- _TASK DETAILS_
Tally each line where the word "this" occurs, then give only the total.

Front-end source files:

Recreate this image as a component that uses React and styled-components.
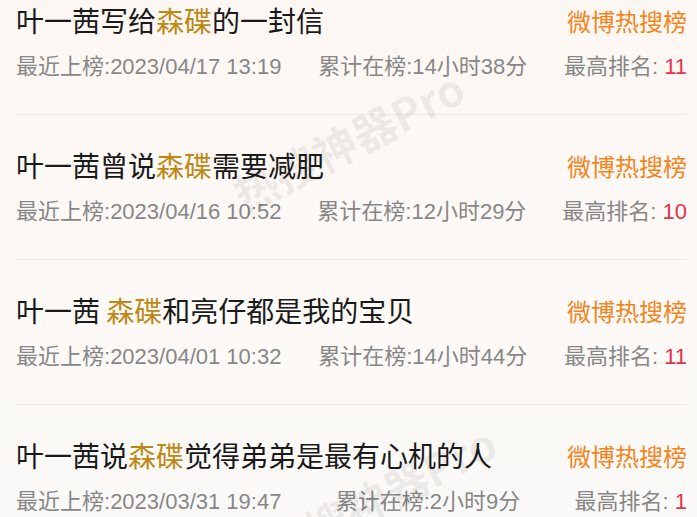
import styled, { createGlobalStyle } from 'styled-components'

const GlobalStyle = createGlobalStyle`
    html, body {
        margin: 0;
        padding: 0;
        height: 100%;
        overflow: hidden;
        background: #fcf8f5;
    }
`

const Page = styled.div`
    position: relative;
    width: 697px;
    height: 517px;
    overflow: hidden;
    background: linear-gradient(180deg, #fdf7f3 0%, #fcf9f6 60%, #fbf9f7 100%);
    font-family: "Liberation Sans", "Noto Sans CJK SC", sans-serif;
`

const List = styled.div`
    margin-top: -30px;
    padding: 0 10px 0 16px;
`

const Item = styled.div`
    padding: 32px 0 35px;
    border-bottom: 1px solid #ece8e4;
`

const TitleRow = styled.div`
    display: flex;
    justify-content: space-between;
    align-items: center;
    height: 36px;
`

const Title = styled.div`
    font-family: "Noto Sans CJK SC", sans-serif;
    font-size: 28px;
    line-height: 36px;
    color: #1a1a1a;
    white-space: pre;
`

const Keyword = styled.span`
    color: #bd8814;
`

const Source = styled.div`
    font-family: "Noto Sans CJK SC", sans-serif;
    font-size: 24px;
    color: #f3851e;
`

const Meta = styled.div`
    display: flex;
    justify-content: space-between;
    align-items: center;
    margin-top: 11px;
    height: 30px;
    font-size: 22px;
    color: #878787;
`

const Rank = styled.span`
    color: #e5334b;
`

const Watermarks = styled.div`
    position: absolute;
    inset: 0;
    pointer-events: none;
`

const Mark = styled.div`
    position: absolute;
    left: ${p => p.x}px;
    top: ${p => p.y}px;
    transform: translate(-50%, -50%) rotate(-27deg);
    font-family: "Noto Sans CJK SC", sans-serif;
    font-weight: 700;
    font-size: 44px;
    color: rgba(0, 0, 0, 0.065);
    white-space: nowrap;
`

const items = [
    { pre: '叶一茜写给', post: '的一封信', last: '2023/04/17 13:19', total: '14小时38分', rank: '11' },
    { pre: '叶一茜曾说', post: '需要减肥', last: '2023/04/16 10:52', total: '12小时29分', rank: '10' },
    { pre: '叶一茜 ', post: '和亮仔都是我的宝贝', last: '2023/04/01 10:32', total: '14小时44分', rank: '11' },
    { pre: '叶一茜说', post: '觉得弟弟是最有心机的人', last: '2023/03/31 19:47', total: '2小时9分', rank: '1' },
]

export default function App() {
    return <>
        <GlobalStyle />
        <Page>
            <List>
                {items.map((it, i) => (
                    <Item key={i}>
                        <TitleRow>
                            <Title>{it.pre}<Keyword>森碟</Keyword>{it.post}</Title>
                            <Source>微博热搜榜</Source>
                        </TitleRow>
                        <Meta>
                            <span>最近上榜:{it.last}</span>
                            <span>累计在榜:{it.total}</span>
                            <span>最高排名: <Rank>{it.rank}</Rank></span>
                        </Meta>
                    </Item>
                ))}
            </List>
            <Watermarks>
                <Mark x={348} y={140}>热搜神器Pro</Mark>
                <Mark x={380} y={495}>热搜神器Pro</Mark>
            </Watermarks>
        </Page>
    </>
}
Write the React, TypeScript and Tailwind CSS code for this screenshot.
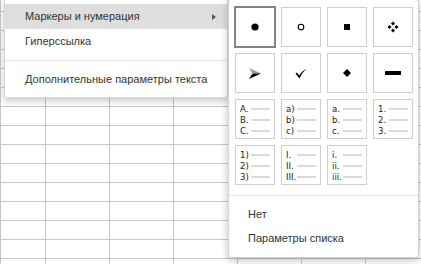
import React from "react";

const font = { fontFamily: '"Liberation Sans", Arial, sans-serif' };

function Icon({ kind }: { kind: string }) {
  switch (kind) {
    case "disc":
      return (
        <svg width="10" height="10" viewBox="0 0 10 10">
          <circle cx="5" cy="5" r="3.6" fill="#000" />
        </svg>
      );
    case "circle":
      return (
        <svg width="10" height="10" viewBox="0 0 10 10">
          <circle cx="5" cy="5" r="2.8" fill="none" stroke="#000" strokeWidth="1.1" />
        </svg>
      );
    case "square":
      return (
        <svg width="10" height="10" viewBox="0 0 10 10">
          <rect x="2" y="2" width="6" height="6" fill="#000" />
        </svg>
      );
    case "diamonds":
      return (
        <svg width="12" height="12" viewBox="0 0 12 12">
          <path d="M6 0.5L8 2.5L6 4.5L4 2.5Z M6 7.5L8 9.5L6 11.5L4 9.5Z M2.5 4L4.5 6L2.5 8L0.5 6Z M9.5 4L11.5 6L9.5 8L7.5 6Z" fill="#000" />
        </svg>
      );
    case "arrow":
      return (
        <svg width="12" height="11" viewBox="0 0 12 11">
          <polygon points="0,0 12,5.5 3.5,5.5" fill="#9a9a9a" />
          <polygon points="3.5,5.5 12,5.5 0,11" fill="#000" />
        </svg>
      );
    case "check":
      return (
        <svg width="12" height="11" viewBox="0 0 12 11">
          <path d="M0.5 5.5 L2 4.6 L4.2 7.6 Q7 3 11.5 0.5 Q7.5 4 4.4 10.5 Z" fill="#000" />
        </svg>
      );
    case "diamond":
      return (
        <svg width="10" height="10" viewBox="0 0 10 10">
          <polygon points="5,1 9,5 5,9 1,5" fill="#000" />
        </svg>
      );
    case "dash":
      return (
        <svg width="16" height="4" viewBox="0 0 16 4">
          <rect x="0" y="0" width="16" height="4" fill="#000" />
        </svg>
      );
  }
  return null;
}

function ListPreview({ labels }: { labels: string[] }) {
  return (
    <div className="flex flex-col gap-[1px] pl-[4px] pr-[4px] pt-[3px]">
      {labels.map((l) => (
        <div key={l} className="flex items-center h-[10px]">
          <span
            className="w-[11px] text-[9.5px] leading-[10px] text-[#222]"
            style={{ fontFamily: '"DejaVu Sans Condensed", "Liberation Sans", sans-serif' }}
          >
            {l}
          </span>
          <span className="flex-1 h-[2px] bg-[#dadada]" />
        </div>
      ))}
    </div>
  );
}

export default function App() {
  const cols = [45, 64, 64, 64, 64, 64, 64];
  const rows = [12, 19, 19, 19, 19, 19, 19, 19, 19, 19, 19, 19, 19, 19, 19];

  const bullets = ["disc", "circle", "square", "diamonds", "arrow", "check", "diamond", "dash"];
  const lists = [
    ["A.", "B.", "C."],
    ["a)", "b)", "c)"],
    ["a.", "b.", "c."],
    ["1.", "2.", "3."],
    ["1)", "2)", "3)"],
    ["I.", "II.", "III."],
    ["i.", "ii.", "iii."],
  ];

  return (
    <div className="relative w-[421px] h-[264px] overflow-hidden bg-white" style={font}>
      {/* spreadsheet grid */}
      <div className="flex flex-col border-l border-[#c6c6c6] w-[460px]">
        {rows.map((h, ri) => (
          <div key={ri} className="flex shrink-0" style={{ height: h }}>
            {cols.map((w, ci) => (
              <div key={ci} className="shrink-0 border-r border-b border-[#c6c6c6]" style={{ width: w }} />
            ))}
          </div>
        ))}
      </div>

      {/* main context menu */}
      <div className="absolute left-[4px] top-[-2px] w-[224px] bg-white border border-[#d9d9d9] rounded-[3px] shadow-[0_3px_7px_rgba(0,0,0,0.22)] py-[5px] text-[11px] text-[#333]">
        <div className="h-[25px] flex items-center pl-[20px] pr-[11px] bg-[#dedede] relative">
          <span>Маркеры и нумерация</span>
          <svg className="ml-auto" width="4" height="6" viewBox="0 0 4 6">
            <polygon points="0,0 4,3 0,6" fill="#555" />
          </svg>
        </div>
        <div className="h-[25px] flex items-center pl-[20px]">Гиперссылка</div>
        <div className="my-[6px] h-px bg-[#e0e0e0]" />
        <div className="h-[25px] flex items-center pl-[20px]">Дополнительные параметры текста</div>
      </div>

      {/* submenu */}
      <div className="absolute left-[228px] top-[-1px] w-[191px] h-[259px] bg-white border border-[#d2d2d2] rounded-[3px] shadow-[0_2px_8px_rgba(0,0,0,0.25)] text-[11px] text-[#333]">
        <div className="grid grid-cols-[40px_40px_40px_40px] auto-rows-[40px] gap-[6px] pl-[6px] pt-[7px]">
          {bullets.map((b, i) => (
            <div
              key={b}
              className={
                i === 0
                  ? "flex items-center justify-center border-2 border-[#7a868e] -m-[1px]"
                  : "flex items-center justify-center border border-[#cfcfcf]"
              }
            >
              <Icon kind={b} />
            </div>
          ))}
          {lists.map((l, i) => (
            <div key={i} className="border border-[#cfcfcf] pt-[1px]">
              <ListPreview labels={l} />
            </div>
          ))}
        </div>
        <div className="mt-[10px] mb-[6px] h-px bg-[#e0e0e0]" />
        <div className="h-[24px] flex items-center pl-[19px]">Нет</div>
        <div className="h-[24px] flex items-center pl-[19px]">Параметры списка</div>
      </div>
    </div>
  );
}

- _FULL RESPONSE_
2